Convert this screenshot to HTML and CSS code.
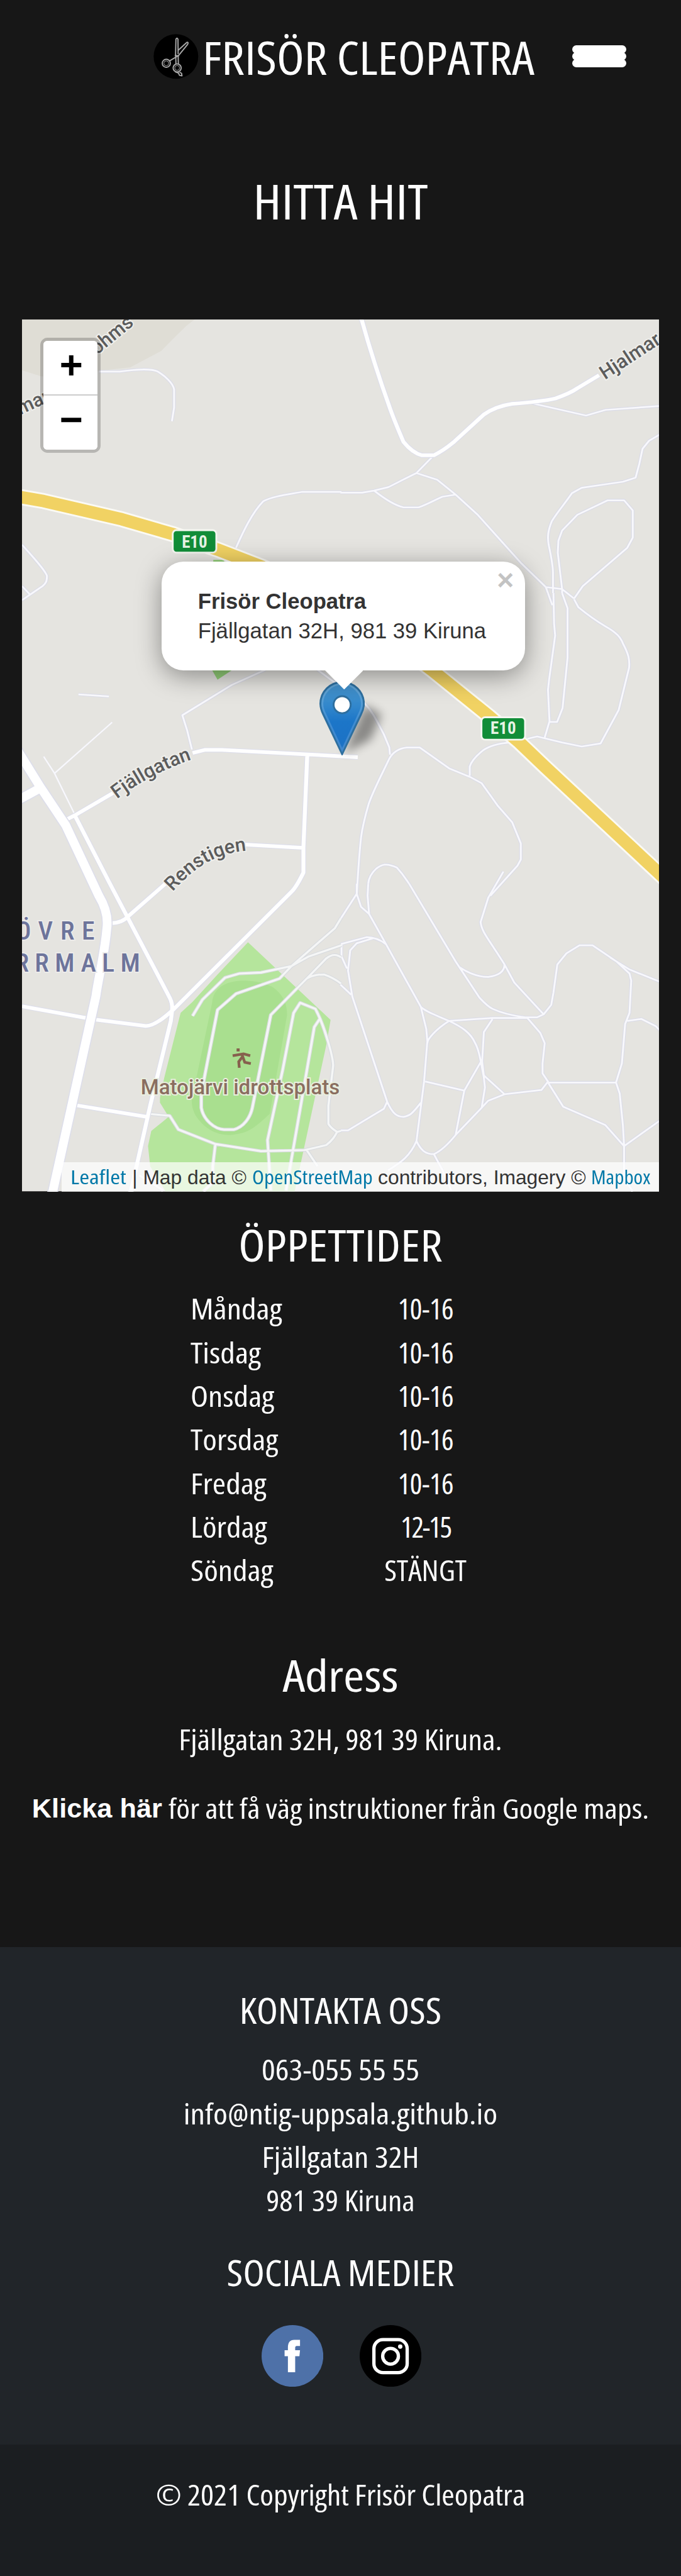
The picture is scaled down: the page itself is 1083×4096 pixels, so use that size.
FILE: index.html
```html
<!DOCTYPE html>
<html lang="sv">
<head>
<meta charset="utf-8">
<title>Frisör Cleopatra – Hitta hit</title>
<link rel="stylesheet" href="styles.css">
</head>
<body>
<header class="top">
  <svg class="logo" viewBox="42 50 224 224">
    <circle cx="154" cy="162" r="111" fill="#000"/>
    <g fill="none" stroke="#a9a9a9" stroke-width="6" stroke-linejoin="round">
      <circle cx="106" cy="196" r="20"/><circle cx="106" cy="196" r="12" stroke-width="3"/>
      <circle cx="160" cy="219" r="20"/><circle cx="160" cy="219" r="12" stroke-width="3"/>
      <path d="M152 160L154 76Q159 66 164 76L165 150"/>
      <path d="M164 132L208 92Q218 90 212 102L166 158L122 184"/>
      <path d="M148 158H170M153 160L154 200M165 158L166 200"/>
      <path d="M150 238L166 244L172 256L184 258L182 246L172 240"/>
    </g>
  </svg>
  <div class="brand">FRISÖR CLEOPATRA</div>
  <div class="burger"><span></span><span></span><span></span></div>
</header>

<main>
  <h1>HITTA HIT</h1>
  <div class="map">
    <svg class="tiles" viewBox="36 528 1053 1440">
      <defs>
        <g id="minor">
          <g transform="translate(0 500) scale(.35906 .33333)">
            <path d="M455 342H550C620 332 690 325 725 342C760 365 795 400 800 430V520L790 588M1085 1215C1120 1130 1160 1040 1210 985C1250 960 1330 950 1390 938H1570M100 1200C150 1260 210 1330 215 1355C215 1380 212 1390 195 1405L100 1475M100 1405L135 1445"/>
          </g>
          <g transform="translate(562 500) scale(.35906 .33333)">
            <path d="M430 757L350 845C300 870 250 900 220 915L155 932L100 942H0M155 932C200 970 250 1005 290 1015H360C400 1000 440 975 470 962L530 952M350 845L445 878L530 952L630 1050L830 1290L945 1410L1020 1420L1075 1467M885 500L1130 560L1220 532L1468 513M1468 655L1420 685L1390 725L1375 800L1358 868L1300 888L1110 918L1065 945C1030 1000 990 1050 972 1085C955 1130 952 1160 958 1200C970 1260 978 1300 978 1340V1440M1075 1467L1115 1405L1320 1215L1345 1165V1030L1305 980H1230L1090 1052L1020 1130L1003 1180L1000 1240L1020 1420V1440M945 1410L955 1440"/>
          </g>
          <g transform="translate(562 980) scale(.35906 .33333)">
            <path d="M955 0L975 60M980 0L983 150L988 210L960 430L955 480L962 635L940 715M1020 0L1045 75V320L1022 570L997 638H962M1075 30L1095 70C1140 110 1180 140 1220 165C1270 195 1290 220 1300 250C1325 300 1332 330 1328 370L1280 580L1197 745L1110 760L1020 740L905 710L860 722M780 740C720 745 680 760 655 780C620 810 600 840 595 860V905M110 545C150 590 170 640 200 700L225 765L228 800M75 1500C80 1400 88 1280 95 1210C100 1170 115 1100 130 1045C150 980 190 900 225 820C240 790 270 768 305 765H365L500 868L595 910L650 942L725 1055L790 1135L830 1240V1320L815 1350L690 1500"/>
            <path d="M128 1440C130 1410 145 1385 165 1365C190 1345 210 1335 260 1360C290 1395 300 1415 316 1440"/>
          </g>
          <g transform="translate(0 980) scale(.35906 .33333)">
            <path d="M360 502L500 512M1220 380L1065 455L838 605L860 680L882 775M1460 380L1560 460"/>
            <path stroke-width="7" d="M515 640L250 893M200 810L250 893L340 1090"/>
          </g>
          <g transform="translate(562 1460) scale(.35906 .33333)">
            <path d="M75 0V50L0 175M75 50L95 115L132 150L125 60L128 0M132 150L210 300L370 610C400 640 450 655 500 680C560 710 600 740 620 790C640 830 645 880 660 960L665 1010L650 1110M210 300C180 275 150 265 120 265L5 298V360L30 420M150 270L75 295L45 330L35 430L55 560L215 1080C240 1140 260 1155 290 1155C320 1150 330 1140 370 1085M0 500L50 550M215 1080L200 1115L35 1222H0M316 0L530 385L640 565C670 600 690 615 700 620C750 645 800 655 850 662H905L935 647L970 600L980 540L998 400L1040 345L1100 305H1160L1270 385L1330 445L1338 480L1330 640L1310 695L1295 890L1268 985L1285 1040L1300 1200L1305 1300V1460L1345 1524M1240 365L1330 425L1468 485M550 415C600 450 640 462 680 462C730 455 755 435 755 400M750 -60L680 70L645 190C650 240 680 270 755 400L800 490L935 647M370 610L395 720L400 780L385 980L350 1275C370 1320 390 1340 430 1340C470 1320 500 1285 530 1245L650 1110L680 1075L755 1043L925 1022L955 980L930 940V890L940 790L920 740L860 665M500 680L700 665H860M500 680C440 720 400 770 400 790M700 670L660 735L652 880L660 950L755 1043M390 980L570 1025L645 885M570 1025L530 1245M430 1340L470 1420L510 1520M350 1275C320 1350 280 1380 220 1420M955 985H1268M955 985L1025 1105L1218 1195L1305 1300L1468 1175M1320 680L1385 670L1450 705L1468 725"/>
          </g>
        </g>
        <g id="park">
          <g transform="translate(0 1460) scale(.35906 .33333)">
            <path d="M885 655L930 575L1035 465L1100 445L1200 440L1340 408L1420 360L1570 305M1340 408L1285 470L1085 545L1000 625L925 1040V1110C935 1170 985 1215 1030 1218H1075C1120 1205 1150 1160 1160 1110L1245 650L1410 470L1500 370C1530 345 1550 350 1568 365M1410 470C1440 450 1470 450 1490 450C1530 465 1550 480 1568 495M1340 408L1540 220L1568 170M1245 1520L1230 1270L1300 920L1350 640L1380 590L1450 620C1490 700 1530 850 1532 900L1510 1100V1190C1520 1210 1535 1220 1550 1230L1568 1225M1470 670L1445 710L1410 930L1315 1520M680 1140L780 1150L820 1218L990 1290L1200 1325L1400 1320L1500 1295C1530 1270 1540 1250 1550 1230M990 1290L978 1400V1480L935 1524M1410 1320L1460 1400M640 1445L750 1520"/>
          </g>
        </g>
        <g id="street">
          <g transform="translate(562 500) scale(.35906 .33333)">
            <path d="M95 74C140 250 200 440 230 530C250 590 270 640 290 690C320 730 350 750 375 757H430C480 730 500 710 525 688L660 555C700 525 740 510 790 502C850 497 930 490 990 475C1030 460 1070 440 1090 425L1190 360"/>
          </g>
          <g transform="translate(0 980) scale(.35906 .33333)">
            <path d="M885 792L940 777H1020L1430 800L1645 813M1413 795L1395 1260V1385C1370 1440 1350 1470 1340 1480L800 2060C740 2120 700 2145 670 2145L430 2112L100 2047M1110 1245L1395 1262M290 1130L345 1100L520 990M345 1105L500 1430L775 1995C800 2040 790 2070 785 2120L690 2540L600 2970M760 1440L590 1600Q560 1635 510 1635M350 2538L675 2595"/>
          </g>
        </g>
        <path id="main" d="M24 1232L66 1300L108 1363L163 1480Q180 1508 176 1535C172 1580 163 1610 158 1646L86 1972M24 1325L66 1302"/>
        <path id="e10" d="M20 819L72 828L201 858L287 883L359 908L434 937Q560 990 713 1107L807 1183L856 1225L900 1267L1110 1463"/>
        <filter id="soft" x="-50%" y="-50%" width="200%" height="200%"><feGaussianBlur stdDeviation="8"/></filter>
        <path id="fjall" d="M193 1320Q250 1276 330 1250"/>
        <path id="ren" d="M285 1473C312 1444 345 1410 410 1405"/>
        <path id="lund" d="M160 587L250 513"/>
        <path id="hjal" d="M999 628L1120 549"/>
      </defs>
      <path fill="#e5e4e0" d="M36 528h1053v1440H36z"/>
      <path fill="#dfddd5" d="M36 528H321L308 538Q285 560 266 580L215 607L163 613L68 622L36 612Z"/>
      <g transform="translate(0 1460) scale(.35906 .33333)">
        <path fill="#b5e59c" d="M1140 290L1520 675L1500 800L1355 1524H760L690 1400L680 1300L695 1225L775 1155L735 1085V1060L755 960L830 640L885 585L1000 450Z"/>
        <path fill="#a9df8f" d="M1110 480C1030 485 980 520 975 590L905 950C880 1050 870 1090 900 1150C950 1230 1010 1245 1060 1245C1140 1235 1160 1220 1240 1140L1320 650C1320 580 1290 540 1250 510C1200 485 1160 480 1110 480Z"/>
      </g>
      <path fill="#94d179" d="M352 925h18v180h16l-27 18-9-16z"/>
      <use href="#minor" class="minor-edge"/><use href="#minor" class="minor-fill"/>
      <use href="#park" class="park-edge"/><use href="#park" class="park-fill"/>
      <use href="#street" class="street-edge"/><use href="#street" class="street-fill"/>
      <use href="#main" class="main-edge"/><use href="#main" class="main-fill"/>
      <use href="#e10" class="e10-edge"/><use href="#e10" class="e10-fill"/>
      <g class="shield">
        <rect x="285" y="876" width="72" height="37" rx="6"/><text x="321" y="905">E10</text>
        <rect x="795" y="1185" width="72" height="37" rx="6"/><text x="831" y="1213">E10</text>
      </g>
      <g class="road-name">
        <text><textPath href="#lund">ohms</textPath></text>
        <text transform="translate(33 686) rotate(-25)">mar</text>
        <text><textPath href="#hjal">Hjalmar</textPath></text>
        <text><textPath href="#fjall">Fjällgatan</textPath></text>
        <text><textPath href="#ren">Renstigen</textPath></text>
      </g>
      <g class="district">
        <text x="25" y="1552" textLength="131">ÖVRE</text>
        <text x="24" y="1605" textLength="207">RRMALM</text>
      </g>
      <g fill="none" stroke="#86604d" stroke-width="4">
        <path d="M384 1744L402 1741L413 1744M399 1741L404 1755L414 1757M400 1746L394 1754L395 1764" stroke-width="4.5"/>
        <rect x="390.500" y="1732" width="5" height="5" fill="#86604d" stroke="none"/>
      </g>
      <text class="place" x="232" y="1808" textLength="329" lengthAdjust="spacingAndGlyphs">Matojärvi idrottsplats</text>
      <path d="M568 1245L602 1165L630 1180L612 1222Z" fill="#000" opacity=".4" filter="url(#soft)"/>
    </svg>

    <div class="zoomer"><span>+</span><span>−</span></div>

    <svg class="pin" viewBox="0 0 25 41">
      <defs><linearGradient id="blue" x2="0" y2="1"><stop stop-color="#4490c9"/><stop offset=".25" stop-color="#3a8dcd"/><stop offset=".55" stop-color="#1c76c8"/><stop offset="1" stop-color="#1c70c4"/></linearGradient></defs>
      <path fill="url(#blue)" stroke="#2e6f9f" d="M12.500.5C5.900.5.5 5.900.5 12.500c0 2.400.6 3.900 1.600 5.900L12.500 40.200 22.900 18.400c1-2 1.600-3.500 1.600-5.900C24.500 5.900 19.100.5 12.500.5z"/>
      <path fill="none" stroke="#fff" stroke-opacity=".16" d="M12.500 1.600C6.500 1.600 1.600 6.500 1.600 12.500c0 2.200.5 3.500 1.500 5.400L12.500 38 21.900 17.900c1-1.900 1.500-3.200 1.500-5.400C23.400 6.500 18.500 1.600 12.500 1.600z"/>
      <circle cx="12.500" cy="13" r="4.700" fill="#fff" stroke="#2e6f9f"/>
    </svg>

    <div class="popup">
      <b>Frisör Cleopatra</b><br>Fjällgatan 32H, 981 39 Kiruna
      <span class="close">×</span>
      <svg class="tip" viewBox="0 0 21 10.500"><path fill="#fff" d="M0 0H21L10.500 10.500Z"/></svg>
    </div>

    <div class="credit"><a class="c1">Leaflet</a> | Map data © <a class="c2">OpenStreetMap</a> contributors, Imagery © <a class="c3">Mapbox</a></div>
  </div>

  <h2 class="open">ÖPPETTIDER</h2>
  <div class="hours">
    <span class="d">Måndag</span><span class="t">10-16</span>
    <span class="d">Tisdag</span><span class="t">10-16</span>
    <span class="d">Onsdag</span><span class="t">10-16</span>
    <span class="d">Torsdag</span><span class="t">10-16</span>
    <span class="d">Fredag</span><span class="t">10-16</span>
    <span class="d">Lördag</span><span class="t tight">12-15</span>
    <span class="d">Söndag</span><span class="t wide">STÄNGT</span>
  </div>

  <h2 class="address-title">Adress</h2>
  <p class="address">Fjällgatan 32H, 981 39 Kiruna.</p>
  <p class="directions"><b>Klicka här</b><span>för att få väg instruktioner från Google maps.</span></p>
</main>

<footer>
  <h3>KONTAKTA OSS</h3>
  <p class="line">063-055 55 55</p>
  <p class="line mail">info@ntig-uppsala.github.io</p>
  <p class="line">Fjällgatan 32H</p>
  <p class="line zip">981 39 Kiruna</p>
  <h3 class="social-title">SOCIALA MEDIER</h3>
  <div class="social">
    <svg viewBox="0 0 102 102"><circle cx="51" cy="51" r="51" fill="#4e71a8"/><path fill="#fff" d="M43.500 78V51.500H38V41.500H43.500V37Q43.500 24.500 54 24.500H63.500V34.500H58Q55.500 34.500 55.500 37.500V41.500H63.500L62.500 51.500H55.500V78Z"/></svg>
    <svg viewBox="0 0 102 102"><circle cx="51" cy="51" r="51"/><g fill="none" stroke="#fff" stroke-width="5.500"><rect x="23.500" y="24" width="55" height="54.500" rx="15"/><circle cx="51" cy="51.500" r="13"/></g><circle cx="67" cy="35.500" r="3.600" fill="#fff"/></svg>
  </div>
  <div class="copyright"><p>© 2021 Copyright Frisör Cleopatra</p></div>
</footer>
</body>
</html>
```
FILE: styles.css
```css
* { box-sizing: border-box; margin: 0; padding: 0; }

body {
  zoom: 2.888;
  width: 375px;
  background: #171717;
  color: #fff;
  font: 400 16px/24px "Open Sans", sans-serif;
  font-stretch: 75%;
}
h1, h2, h3, p { font-weight: 400; text-align: center; }

.top { display: flex; height: 94.4px; padding: 16.7px 30px 0 84.6px; }
.logo { width: 24.8px; height: 24.8px; margin-top: 2.1px; flex: none; }
.brand { margin-left: 2px; font-size: 25.2px; line-height: 30px; white-space: nowrap; transform: scaleX(1.106); transform-origin: 0 0; }
.burger { width: 30px; margin: 8.3px 0 0 auto; }
.burger span { display: block; height: 4.6px; border-radius: 2.3px; background: #fff; }
.burger span + span { margin-top: -.8px; }

h1 { font-size: 26.75px; line-height: 32px; transform: scaleX(1.104); }

.map { position: relative; margin: 49.6px 12px 0; height: 480px; overflow: hidden; font: 12px/16px "Liberation Sans", Arial, sans-serif; color: #333; }
.tiles { display: block; width: 351px; height: 480px; }
.tiles use { fill: none; stroke-linejoin: round; }
.minor-edge { stroke: #dadbe7; stroke-width: 15; }
.minor-fill { stroke: #f8f8fc; stroke-width: 8.5; }
.park-edge { stroke: #d8dbdf; stroke-width: 17; }
.park-fill { stroke: #f5f6f6; stroke-width: 10; }
.street-edge { stroke: #dddeea; stroke-width: 25; }
.street-fill { stroke: #fff; stroke-width: 18; }
.main-edge { stroke: #dddeea; stroke-width: 18; }
.main-fill { stroke: #fff; stroke-width: 14.500; }
.e10-edge { stroke: #fbfaf4; stroke-width: 26.5; }
.e10-fill { stroke: #f1d263; stroke-width: 20.5; }
.shield rect { fill: #118d38; stroke: #f4f6f0; stroke-width: 3; }
.shield text { fill: #e6f3e4; font: 700 28px Roboto, sans-serif; font-stretch: 80%; text-anchor: middle; }
.road-name { fill: #5c5c5c; stroke: #efefec; stroke-width: 4; paint-order: stroke; font: 500 32px Roboto, sans-serif; }
.district { fill: #6d749b; stroke: #ecebea; stroke-width: 4; paint-order: stroke; font: 500 43px Roboto, sans-serif; font-stretch: 75%; }
.place { fill: #8a6e60; stroke: #e9efdf; stroke-width: 4; paint-order: stroke; font: 500 34.500px Roboto, sans-serif; }

.zoomer { position: absolute; left: 10px; top: 10px; border: 2px solid rgba(0, 0, 0, .2); border-radius: 4px; background-clip: padding-box; }
.zoomer span { display: block; width: 30px; height: 30px; line-height: 30px; text-indent: 1px; text-align: center; background: #fff; color: #000; font-family: "Liberation Mono", monospace; font-size: 22px; font-weight: 700; }
.zoomer span:first-child { border-bottom: 1px solid #ccc; border-radius: 2px 2px 0 0; }
.zoomer span:last-child { border-radius: 0 0 2px 2px; }

.pin { position: absolute; left: 164px; top: 199px; width: 25px; height: 41px; }
.popup { position: absolute; left: 77px; top: 133.2px; width: 200.2px; height: 60px; padding: 14px 20px; border-radius: 12px; background: #fff; box-shadow: 0 3px 14px rgba(0, 0, 0, .4); white-space: nowrap; }
.close { position: absolute; right: 6.200px; top: 1px; font: 700 16px/18px "Liberation Sans", sans-serif; color: #c3c3c3; }
.tip { position: absolute; left: 89.900px; top: 59.900px; width: 21px; height: 10.500px; }

.credit { position: absolute; right: 0; bottom: 0; width: 329px; height: 16px; padding-right: 4.700px; text-align: right; white-space: nowrap; background: rgba(255, 255, 255, .7); font-size: 11px; line-height: 16px; }
.credit a { display: inline-block; color: #0078a8; font-family: "Open Sans", sans-serif; font-stretch: 75%; text-align: left; transform-origin: 0 0; }
.c1 { width: 31px; transform: scaleX(1.21); }
.c2 { width: 66.300px; transform: scaleX(1.1); }
.c3 { width: 32.700px; transform: scaleX(1.045); }

.open { margin-top: 15px; font-size: 24.1px; line-height: 28.9px; transform: scaleX(1.12); }
.hours { display: grid; grid-template-columns: 99.6px 60px; margin: 8.7px 0 0 104.8px; }
.d { transform: scaleX(1.115); transform-origin: 0 0; }
.t { text-align: center; letter-spacing: -.2px; }
.tight { letter-spacing: -.8px; }
.wide { letter-spacing: 0; transform: scaleX(1.045); }

.address-title { margin-top: 31.4px; font-size: 24.1px; line-height: 28.9px; transform: scaleX(1.158); }
.address { margin-top: 8.8px; transform: scaleX(1.085); }
.directions { display: flex; justify-content: center; gap: 3.4px; margin-top: 14.2px; font-size: 15px; white-space: nowrap; }
.directions b { font-family: "Liberation Sans", Arial, sans-serif; }
.directions span { width: 264.700px; text-align: left; transform: scaleX(1.145); transform-origin: 0 0; }

footer { margin-top: 64.1px; padding-top: 23.4px; background: #212529; }
h3 { margin-bottom: 8.8px; font-size: 19.5px; line-height: 23.4px; transform: scaleX(1.104); }
.line { transform: scaleX(1.11); }
.mail { transform: scaleX(1.128); }
.zip { transform: scaleX(1.077); }
.social-title { margin: 15.9px 0 0; transform: scaleX(1.116); }
.social { display: flex; justify-content: center; gap: 20px; padding: 17.1px 0 31.8px 1px; }
.social svg { width: 34px; height: 34px; }
.copyright { height: 72.6px; padding-top: 15.8px; background: #1b1e21; }
.copyright p { transform: scaleX(1.072); }
```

|---|

• Written request
Scan the listing above and identify each line holding the string "size"; copy every such line.

• Answer to the task
The picture is scaled down: the page itself is 1083×4096 pixels, so use that size.
.brand { margin-left: 2px; font-size: 25.2px; line-height: 30px; white-space: nowrap; transform: scaleX(1.106); transform-origin: 0 0; }
h1 { font-size: 26.75px; line-height: 32px; transform: scaleX(1.104); }
.zoomer span { display: block; width: 30px; height: 30px; line-height: 30px; text-indent: 1px; text-align: center; background: #fff; color: #000; font-family: "Liberation Mono", monospace; font-size: 22px; font-weight: 700; }
.credit { position: absolute; right: 0; bottom: 0; width: 329px; height: 16px; padding-right: 4.700px; text-align: right; white-space: nowrap; background: rgba(255, 255, 255, .7); font-size: 11px; line-height: 16px; }
.open { margin-top: 15px; font-size: 24.1px; line-height: 28.9px; transform: scaleX(1.12); }
.address-title { margin-top: 31.4px; font-size: 24.1px; line-height: 28.9px; transform: scaleX(1.158); }
.directions { display: flex; justify-content: center; gap: 3.4px; margin-top: 14.2px; font-size: 15px; white-space: nowrap; }
h3 { margin-bottom: 8.8px; font-size: 19.5px; line-height: 23.4px; transform: scaleX(1.104); }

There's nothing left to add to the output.